> [Stated exercise]:
Do not include the pictures; repeat the rest of the data exactly.

> [Given information]:
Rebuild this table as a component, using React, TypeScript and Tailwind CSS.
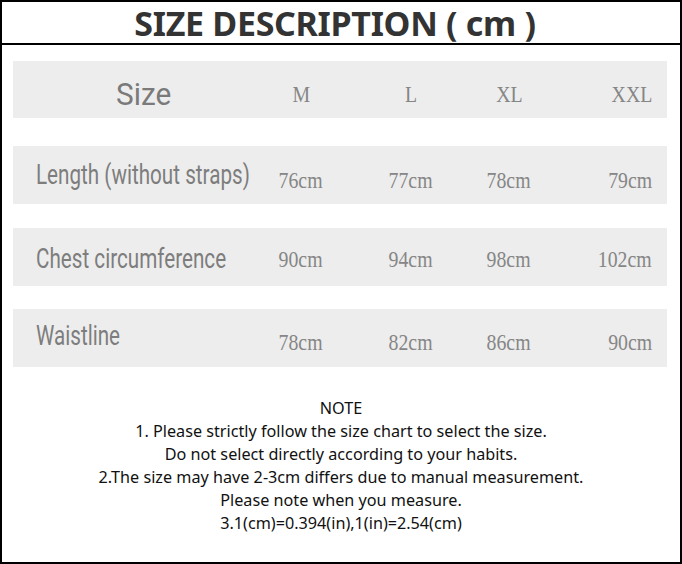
const rows = [
  {
    label: "Length (without straps)",
    values: ["76cm", "77cm", "78cm", "79cm"],
    band: "mt-[28px]",
    labelPad: "pt-[16px]",
    valuePad: "pt-[23px]",
  },
  {
    label: "Chest circumference",
    values: ["90cm", "94cm", "98cm", "102cm"],
    band: "mt-[24px]",
    labelPad: "pt-[18px]",
    valuePad: "pt-[20px]",
  },
  {
    label: "Waistline",
    values: ["78cm", "82cm", "86cm", "90cm"],
    band: "mt-[23px]",
    labelPad: "pt-[14px]",
    valuePad: "pt-[22px]",
  },
]

const labelFont = { fontFamily: "Roboto, 'Liberation Sans', sans-serif" }
const valueFont = { fontFamily: "'Liberation Serif', serif" }

function ValueCells({ values, pad }: { values: string[]; pad: string }) {
  const cls = "inline-block scale-x-[0.86] text-[23px] leading-none text-[#868686]"
  return (
    <>
      <div className={`w-[98px] text-center ${pad}`}>
        <span className={`${cls} origin-center`} style={valueFont}>{values[0]}</span>
      </div>
      <div className={`w-[122px] text-center ${pad}`}>
        <span className={`${cls} origin-center`} style={valueFont}>{values[1]}</span>
      </div>
      <div className={`w-[74px] text-center ${pad}`}>
        <span className={`${cls} origin-center`} style={valueFont}>{values[2]}</span>
      </div>
      <div className={`flex-1 pr-[15px] text-right ${pad}`}>
        <span className={`${cls} origin-right`} style={valueFont}>{values[3]}</span>
      </div>
    </>
  )
}

export default function App() {
  return (
    <div className="flex h-[564px] w-[682px] flex-col border-2 border-black bg-white">
      <div className="flex h-[43px] shrink-0 items-center justify-center border-b-2 border-black pr-[12px]">
        <h1
          className="text-[34px] font-bold leading-none tracking-[-0.3px] text-[#333333]"
          style={{ fontFamily: "'Noto Sans', 'Open Sans', sans-serif" }}
        >
          SIZE DESCRIPTION ( cm )
        </h1>
      </div>

      <div className="ml-[11px] mr-[13px] mt-[16px] flex h-[57px] bg-[#ededed]">
        <div className="w-[239px] pl-[23px] pt-[17px] text-center">
          <span className="inline-block origin-center scale-x-[0.93] text-[32px] leading-none text-[#7a7a7a]" style={labelFont}>
            Size
          </span>
        </div>
        <ValueCells values={["M", "L", "XL", "XXL"]} pad="pt-[22px]" />
      </div>

      {rows.map((row) => (
        <div key={row.label} className={`ml-[11px] mr-[13px] flex h-[58px] bg-[#ededed] ${row.band}`}>
          <div className={`w-[239px] whitespace-nowrap pl-[23px] ${row.labelPad}`}>
            <span className="inline-block origin-left scale-x-[0.765] text-[27px] leading-none text-[#7d7d7d]" style={labelFont}>
              {row.label}
            </span>
          </div>
          <ValueCells values={row.values} pad={row.valuePad} />
        </div>
      ))}

      <div
        className="mt-[30px] text-center text-[16.2px] leading-[23px] text-[#111111]"
        style={{ fontFamily: "'Noto Sans', 'Open Sans', sans-serif" }}
      >
        <p>NOTE</p>
        <p>1. Please strictly follow the size chart to select the size.</p>
        <p>Do not select directly according to your habits.</p>
        <p>2.The size may have 2-3cm differs due to manual measurement.</p>
        <p>Please note when you measure.</p>
        <p>3.1(cm)=0.394(in),1(in)=2.54(cm)</p>
      </div>
    </div>
  )
}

> [Full answer]:
Rebuild this table as a component, using React, TypeScript and Tailwind CSS.
const rows = [
  {
    label: "Length (without straps)",
    values: ["76cm", "77cm", "78cm", "79cm"],
    band: "mt-[28px]",
    labelPad: "pt-[16px]",
    valuePad: "pt-[23px]",
  },
  {
    label: "Chest circumference",
    values: ["90cm", "94cm", "98cm", "102cm"],
    band: "mt-[24px]",
    labelPad: "pt-[18px]",
    valuePad: "pt-[20px]",
  },
  {
    label: "Waistline",
    values: ["78cm", "82cm", "86cm", "90cm"],
    band: "mt-[23px]",
    labelPad: "pt-[14px]",
    valuePad: "pt-[22px]",
  },
]

const labelFont = { fontFamily: "Roboto, 'Liberation Sans', sans-serif" }
const valueFont = { fontFamily: "'Liberation Serif', serif" }

function ValueCells({ values, pad }: { values: string[]; pad: string }) {
  const cls = "inline-block scale-x-[0.86] text-[23px] leading-none text-[#868686]"
  return (
    <>
      <div className={`w-[98px] text-center ${pad}`}>
        <span className={`${cls} origin-center`} style={valueFont}>{values[0]}</span>
      </div>
      <div className={`w-[122px] text-center ${pad}`}>
        <span className={`${cls} origin-center`} style={valueFont}>{values[1]}</span>
      </div>
      <div className={`w-[74px] text-center ${pad}`}>
        <span className={`${cls} origin-center`} style={valueFont}>{values[2]}</span>
      </div>
      <div className={`flex-1 pr-[15px] text-right ${pad}`}>
        <span className={`${cls} origin-right`} style={valueFont}>{values[3]}</span>
      </div>
    </>
  )
}

export default function App() {
  return (
    <div className="flex h-[564px] w-[682px] flex-col border-2 border-black bg-white">
      <div className="flex h-[43px] shrink-0 items-center justify-center border-b-2 border-black pr-[12px]">
        <h1
          className="text-[34px] font-bold leading-none tracking-[-0.3px] text-[#333333]"
          style={{ fontFamily: "'Noto Sans', 'Open Sans', sans-serif" }}
        >
          SIZE DESCRIPTION ( cm )
        </h1>
      </div>

      <div className="ml-[11px] mr-[13px] mt-[16px] flex h-[57px] bg-[#ededed]">
        <div className="w-[239px] pl-[23px] pt-[17px] text-center">
          <span className="inline-block origin-center scale-x-[0.93] text-[32px] leading-none text-[#7a7a7a]" style={labelFont}>
            Size
          </span>
        </div>
        <ValueCells values={["M", "L", "XL", "XXL"]} pad="pt-[22px]" />
      </div>

      {rows.map((row) => (
        <div key={row.label} className={`ml-[11px] mr-[13px] flex h-[58px] bg-[#ededed] ${row.band}`}>
          <div className={`w-[239px] whitespace-nowrap pl-[23px] ${row.labelPad}`}>
            <span className="inline-block origin-left scale-x-[0.765] text-[27px] leading-none text-[#7d7d7d]" style={labelFont}>
              {row.label}
            </span>
          </div>
          <ValueCells values={row.values} pad={row.valuePad} />
        </div>
      ))}

      <div
        className="mt-[30px] text-center text-[16.2px] leading-[23px] text-[#111111]"
        style={{ fontFamily: "'Noto Sans', 'Open Sans', sans-serif" }}
      >
        <p>NOTE</p>
        <p>1. Please strictly follow the size chart to select the size.</p>
        <p>Do not select directly according to your habits.</p>
        <p>2.The size may have 2-3cm differs due to manual measurement.</p>
        <p>Please note when you measure.</p>
        <p>3.1(cm)=0.394(in),1(in)=2.54(cm)</p>
      </div>
    </div>
  )
}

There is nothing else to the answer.